__WORK TO DO__. Skip the pictures and repeat each line of the data exactly.

__DATA SECTION__.
= = = = = = =

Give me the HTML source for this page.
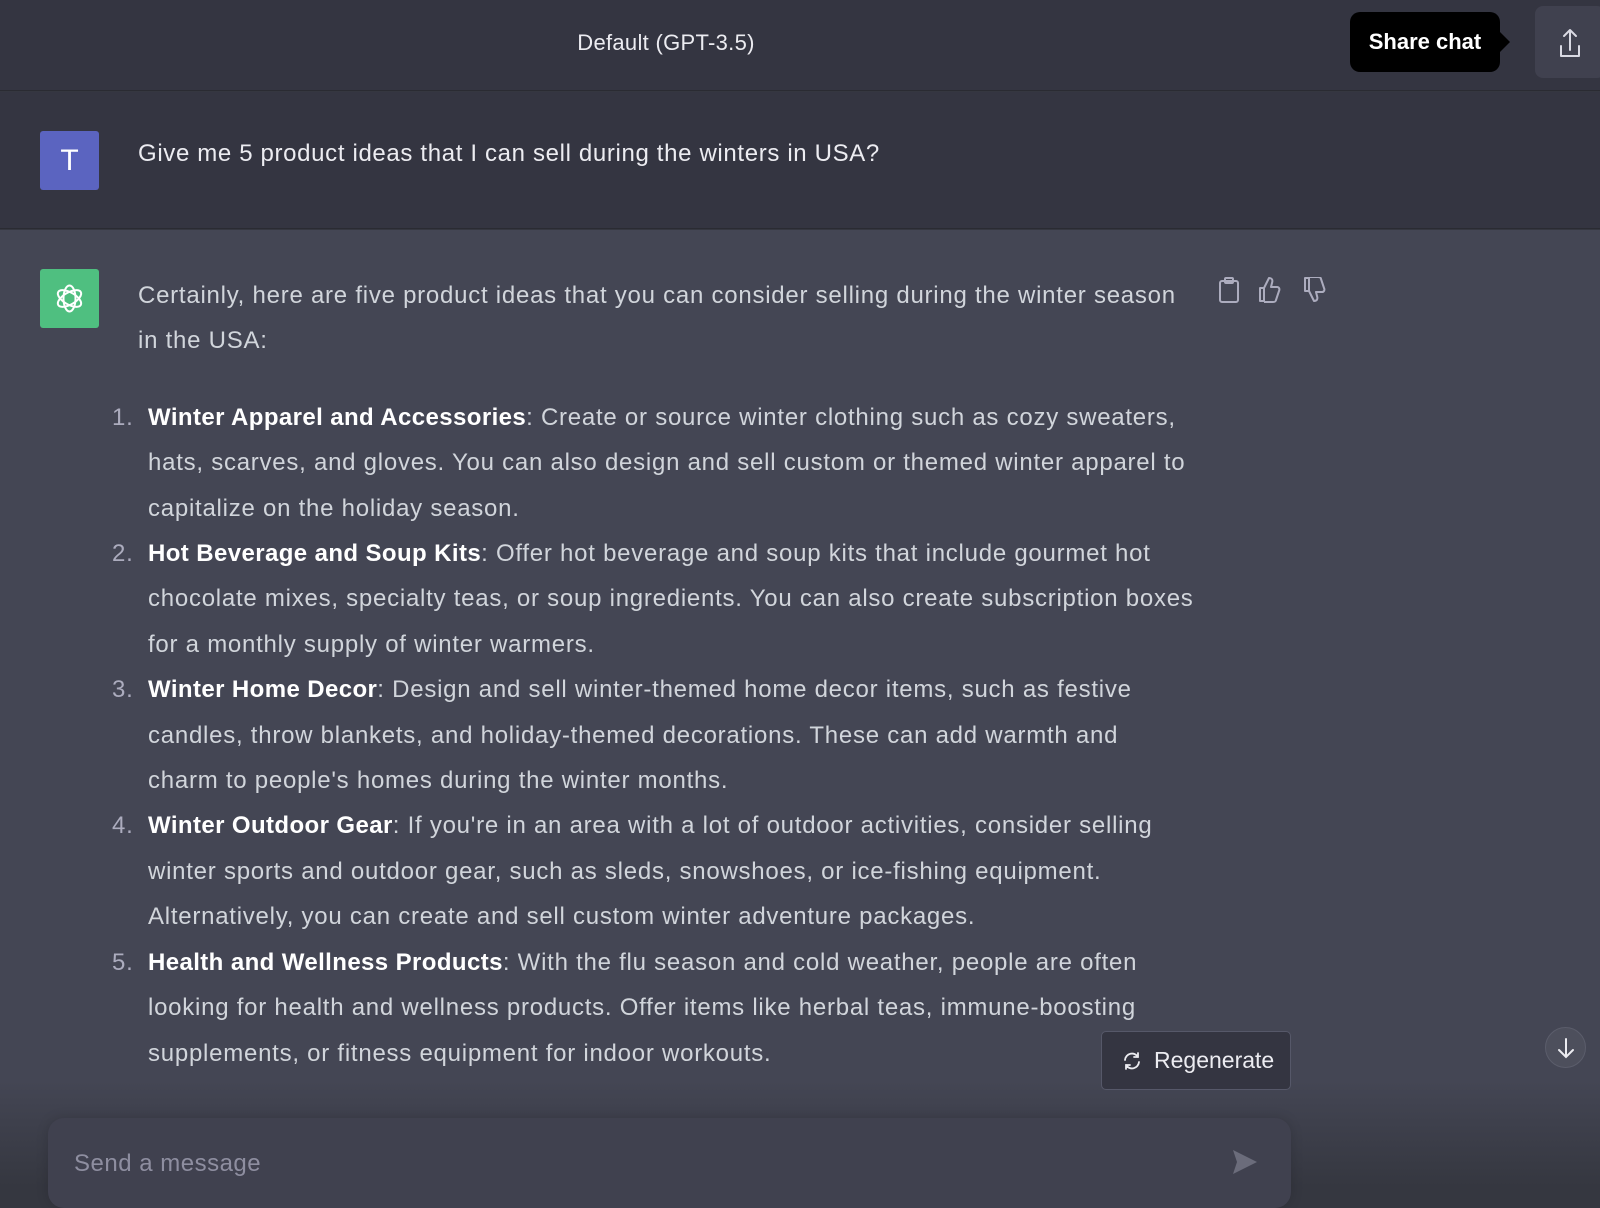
<!DOCTYPE html>
<html><head><meta charset="utf-8"><style>
*{margin:0;padding:0;box-sizing:border-box}
body{width:1600px;height:1187px;overflow:hidden;background:#353740;font-family:"Liberation Sans",sans-serif;position:relative}
.main{position:absolute;left:0;top:230px;width:1600px;height:860px;background:#444654}
.hdr{position:absolute;left:0;top:0;width:1600px;height:91px;background:#343541;border-bottom:1px solid #2a2b32}
.title{position:absolute;left:0;width:1332px;top:30px;text-align:center;color:#ececf1;font-size:22px;letter-spacing:0.3px}
.tip{position:absolute;left:1350px;top:12px;width:150px;height:60px;background:#000;border-radius:10px;color:#fff;font-weight:bold;font-size:22px;line-height:60px;text-align:center}
.tip:after{content:"";position:absolute;right:-10px;top:20px;border-left:10px solid #000;border-top:10px solid transparent;border-bottom:10px solid transparent}
.sbtn{position:absolute;left:1535px;top:6px;width:70px;height:72px;background:#40414f;border-radius:8px}
.user{position:absolute;left:0;top:92px;width:1600px;height:137px;background:#343541;border-bottom:1px solid #2a2b32}
.av{position:absolute;left:40px;width:59px;height:59px;border-radius:3px}
.utext{position:absolute;left:138px;top:138px;color:#ececf1;font-size:24px;line-height:32px;white-space:nowrap;letter-spacing:0.65px}
.ans{position:absolute;left:138px;top:273px;color:#d1d5db;font-size:24px;line-height:45.4px;white-space:nowrap;letter-spacing:0.75px}
.ans b{color:#fff;letter-spacing:0.4px}
.li{position:relative;padding-left:10px}
.num{position:absolute;left:-26px;color:#acacbe}
.bot{position:absolute;left:0;top:1080px;width:1600px;height:107px;background:linear-gradient(#444654,#353740)}
.regen{position:absolute;left:1101px;top:1031px;width:190px;height:59px;border:1px solid #565869;background:#343541;border-radius:5px;color:#ececf1;font-size:23px;line-height:57px;padding-left:52px}
.inp{position:absolute;left:48px;top:1118px;width:1243px;height:90px;background:#40414f;border-radius:16px;box-shadow:0 0 12px rgba(0,0,0,.15)}
.ph{position:absolute;left:26px;top:32px;color:#8e8ea0;font-size:24px;letter-spacing:0.5px}
.down{position:absolute;left:1545px;top:1027px;width:41px;height:41px;border-radius:50%;background:#4d4f5c;border:1px solid #5b5d6b}
</style></head><body>
<div class="main"></div>
<div class="hdr"><div class="title">Default (GPT-3.5)</div></div>
<div class="tip">Share chat</div>
<div class="sbtn"><svg width="70" height="72" viewBox="0 0 70 72" fill="none" stroke="#d9d9e3" stroke-width="2" stroke-linecap="round" stroke-linejoin="round"><path d="M26 40v10h18V40M35 24v20M29 30l6-6 6 6"/></svg></div>
<div class="user"></div>
<div class="av" style="top:131px;background:#5b64c0;color:#fff;font-size:30px;text-align:center;line-height:59px">T</div>
<div class="utext">Give me 5 product ideas that I can sell during the winters in USA?</div>
<div class="av" style="top:269px;background:#4fbf80"><svg width="59" height="59" viewBox="0 0 59 59" fill="none" stroke="#fff" stroke-width="2"><g transform="translate(29.5 29.5)"><ellipse rx="6" ry="13" transform="rotate(0)"/><ellipse rx="6" ry="13" transform="rotate(60)"/><ellipse rx="6" ry="13" transform="rotate(120)"/></g></svg></div>
<svg style="position:absolute;left:1218px;top:277px" width="120" height="26" fill="none" stroke="#acacbe" stroke-width="2" stroke-linejoin="round"><rect x="2" y="4" width="18" height="21" rx="2"/><rect x="7" y="1" width="8" height="5" rx="1"/><path d="M46 11v13h-4V11zM46 11l5-10c3 0 4 2 3 5l-1 4h6c2 0 3 2 2 4l-3 9c0 1-1 2-3 2H46"/><path d="M91 14V1h-4v13zM91 14l5 10c3 0 4-2 3-5l-1-4h6c2 0 3-2 2-4l-3-9c0-1-1-2-3-2H91"/></svg>
<div class="ans">
<div>Certainly, here are five product ideas that you can consider selling during the winter season</div>
<div>in the USA:</div>
<div style="height:31px"></div>
<div class="li"><span class="num">1.</span><b>Winter Apparel and Accessories</b>: Create or source winter clothing such as cozy sweaters,<br>hats, scarves, and gloves. You can also design and sell custom or themed winter apparel to<br>capitalize on the holiday season.</div>
<div class="li"><span class="num">2.</span><b>Hot Beverage and Soup Kits</b>: Offer hot beverage and soup kits that include gourmet hot<br>chocolate mixes, specialty teas, or soup ingredients. You can also create subscription boxes<br>for a monthly supply of winter warmers.</div>
<div class="li"><span class="num">3.</span><b>Winter Home Decor</b>: Design and sell winter-themed home decor items, such as festive<br>candles, throw blankets, and holiday-themed decorations. These can add warmth and<br>charm to people's homes during the winter months.</div>
<div class="li"><span class="num">4.</span><b>Winter Outdoor Gear</b>: If you're in an area with a lot of outdoor activities, consider selling<br>winter sports and outdoor gear, such as sleds, snowshoes, or ice-fishing equipment.<br>Alternatively, you can create and sell custom winter adventure packages.</div>
<div class="li"><span class="num">5.</span><b>Health and Wellness Products</b>: With the flu season and cold weather, people are often<br>looking for health and wellness products. Offer items like herbal teas, immune-boosting<br>supplements, or fitness equipment for indoor workouts.</div>
</div>
<div class="bot"></div>
<div class="regen"><svg style="position:absolute;left:20px;top:19px" width="20" height="20" fill="none" stroke="#ececf1" stroke-width="1.8" stroke-linecap="round"><path d="M3 9a7 7 0 0 1 13-3M17 11a7 7 0 0 1-13 3M16 2v4h-4M4 18v-4h4"/></svg>Regenerate</div>
<div class="down"><svg width="41" height="41" fill="none" stroke="#ececf1" stroke-width="2" stroke-linecap="round"><path d="M20 11v18M13 22l7 7 7-7"/></svg></div>
<div class="inp"><div class="ph">Send a message</div><svg style="position:absolute;left:1183px;top:30px" width="28" height="28"><path d="M2 2l24 12L2 26l4-12z" fill="#6b6c7b"/></svg></div>
</body></html>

= = = = = = =

__SOLUTION FOR THIS TASK__.
Give me the HTML source for this page.
<!DOCTYPE html>
<html><head><meta charset="utf-8"><style>
*{margin:0;padding:0;box-sizing:border-box}
body{width:1600px;height:1187px;overflow:hidden;background:#353740;font-family:"Liberation Sans",sans-serif;position:relative}
.main{position:absolute;left:0;top:230px;width:1600px;height:860px;background:#444654}
.hdr{position:absolute;left:0;top:0;width:1600px;height:91px;background:#343541;border-bottom:1px solid #2a2b32}
.title{position:absolute;left:0;width:1332px;top:30px;text-align:center;color:#ececf1;font-size:22px;letter-spacing:0.3px}
.tip{position:absolute;left:1350px;top:12px;width:150px;height:60px;background:#000;border-radius:10px;color:#fff;font-weight:bold;font-size:22px;line-height:60px;text-align:center}
.tip:after{content:"";position:absolute;right:-10px;top:20px;border-left:10px solid #000;border-top:10px solid transparent;border-bottom:10px solid transparent}
.sbtn{position:absolute;left:1535px;top:6px;width:70px;height:72px;background:#40414f;border-radius:8px}
.user{position:absolute;left:0;top:92px;width:1600px;height:137px;background:#343541;border-bottom:1px solid #2a2b32}
.av{position:absolute;left:40px;width:59px;height:59px;border-radius:3px}
.utext{position:absolute;left:138px;top:138px;color:#ececf1;font-size:24px;line-height:32px;white-space:nowrap;letter-spacing:0.65px}
.ans{position:absolute;left:138px;top:273px;color:#d1d5db;font-size:24px;line-height:45.4px;white-space:nowrap;letter-spacing:0.75px}
.ans b{color:#fff;letter-spacing:0.4px}
.li{position:relative;padding-left:10px}
.num{position:absolute;left:-26px;color:#acacbe}
.bot{position:absolute;left:0;top:1080px;width:1600px;height:107px;background:linear-gradient(#444654,#353740)}
.regen{position:absolute;left:1101px;top:1031px;width:190px;height:59px;border:1px solid #565869;background:#343541;border-radius:5px;color:#ececf1;font-size:23px;line-height:57px;padding-left:52px}
.inp{position:absolute;left:48px;top:1118px;width:1243px;height:90px;background:#40414f;border-radius:16px;box-shadow:0 0 12px rgba(0,0,0,.15)}
.ph{position:absolute;left:26px;top:32px;color:#8e8ea0;font-size:24px;letter-spacing:0.5px}
.down{position:absolute;left:1545px;top:1027px;width:41px;height:41px;border-radius:50%;background:#4d4f5c;border:1px solid #5b5d6b}
</style></head><body>
<div class="main"></div>
<div class="hdr"><div class="title">Default (GPT-3.5)</div></div>
<div class="tip">Share chat</div>
<div class="sbtn"><svg width="70" height="72" viewBox="0 0 70 72" fill="none" stroke="#d9d9e3" stroke-width="2" stroke-linecap="round" stroke-linejoin="round"><path d="M26 40v10h18V40M35 24v20M29 30l6-6 6 6"/></svg></div>
<div class="user"></div>
<div class="av" style="top:131px;background:#5b64c0;color:#fff;font-size:30px;text-align:center;line-height:59px">T</div>
<div class="utext">Give me 5 product ideas that I can sell during the winters in USA?</div>
<div class="av" style="top:269px;background:#4fbf80"><svg width="59" height="59" viewBox="0 0 59 59" fill="none" stroke="#fff" stroke-width="2"><g transform="translate(29.5 29.5)"><ellipse rx="6" ry="13" transform="rotate(0)"/><ellipse rx="6" ry="13" transform="rotate(60)"/><ellipse rx="6" ry="13" transform="rotate(120)"/></g></svg></div>
<svg style="position:absolute;left:1218px;top:277px" width="120" height="26" fill="none" stroke="#acacbe" stroke-width="2" stroke-linejoin="round"><rect x="2" y="4" width="18" height="21" rx="2"/><rect x="7" y="1" width="8" height="5" rx="1"/><path d="M46 11v13h-4V11zM46 11l5-10c3 0 4 2 3 5l-1 4h6c2 0 3 2 2 4l-3 9c0 1-1 2-3 2H46"/><path d="M91 14V1h-4v13zM91 14l5 10c3 0 4-2 3-5l-1-4h6c2 0 3-2 2-4l-3-9c0-1-1-2-3-2H91"/></svg>
<div class="ans">
<div>Certainly, here are five product ideas that you can consider selling during the winter season</div>
<div>in the USA:</div>
<div style="height:31px"></div>
<div class="li"><span class="num">1.</span><b>Winter Apparel and Accessories</b>: Create or source winter clothing such as cozy sweaters,<br>hats, scarves, and gloves. You can also design and sell custom or themed winter apparel to<br>capitalize on the holiday season.</div>
<div class="li"><span class="num">2.</span><b>Hot Beverage and Soup Kits</b>: Offer hot beverage and soup kits that include gourmet hot<br>chocolate mixes, specialty teas, or soup ingredients. You can also create subscription boxes<br>for a monthly supply of winter warmers.</div>
<div class="li"><span class="num">3.</span><b>Winter Home Decor</b>: Design and sell winter-themed home decor items, such as festive<br>candles, throw blankets, and holiday-themed decorations. These can add warmth and<br>charm to people's homes during the winter months.</div>
<div class="li"><span class="num">4.</span><b>Winter Outdoor Gear</b>: If you're in an area with a lot of outdoor activities, consider selling<br>winter sports and outdoor gear, such as sleds, snowshoes, or ice-fishing equipment.<br>Alternatively, you can create and sell custom winter adventure packages.</div>
<div class="li"><span class="num">5.</span><b>Health and Wellness Products</b>: With the flu season and cold weather, people are often<br>looking for health and wellness products. Offer items like herbal teas, immune-boosting<br>supplements, or fitness equipment for indoor workouts.</div>
</div>
<div class="bot"></div>
<div class="regen"><svg style="position:absolute;left:20px;top:19px" width="20" height="20" fill="none" stroke="#ececf1" stroke-width="1.8" stroke-linecap="round"><path d="M3 9a7 7 0 0 1 13-3M17 11a7 7 0 0 1-13 3M16 2v4h-4M4 18v-4h4"/></svg>Regenerate</div>
<div class="down"><svg width="41" height="41" fill="none" stroke="#ececf1" stroke-width="2" stroke-linecap="round"><path d="M20 11v18M13 22l7 7 7-7"/></svg></div>
<div class="inp"><div class="ph">Send a message</div><svg style="position:absolute;left:1183px;top:30px" width="28" height="28"><path d="M2 2l24 12L2 26l4-12z" fill="#6b6c7b"/></svg></div>
</body></html>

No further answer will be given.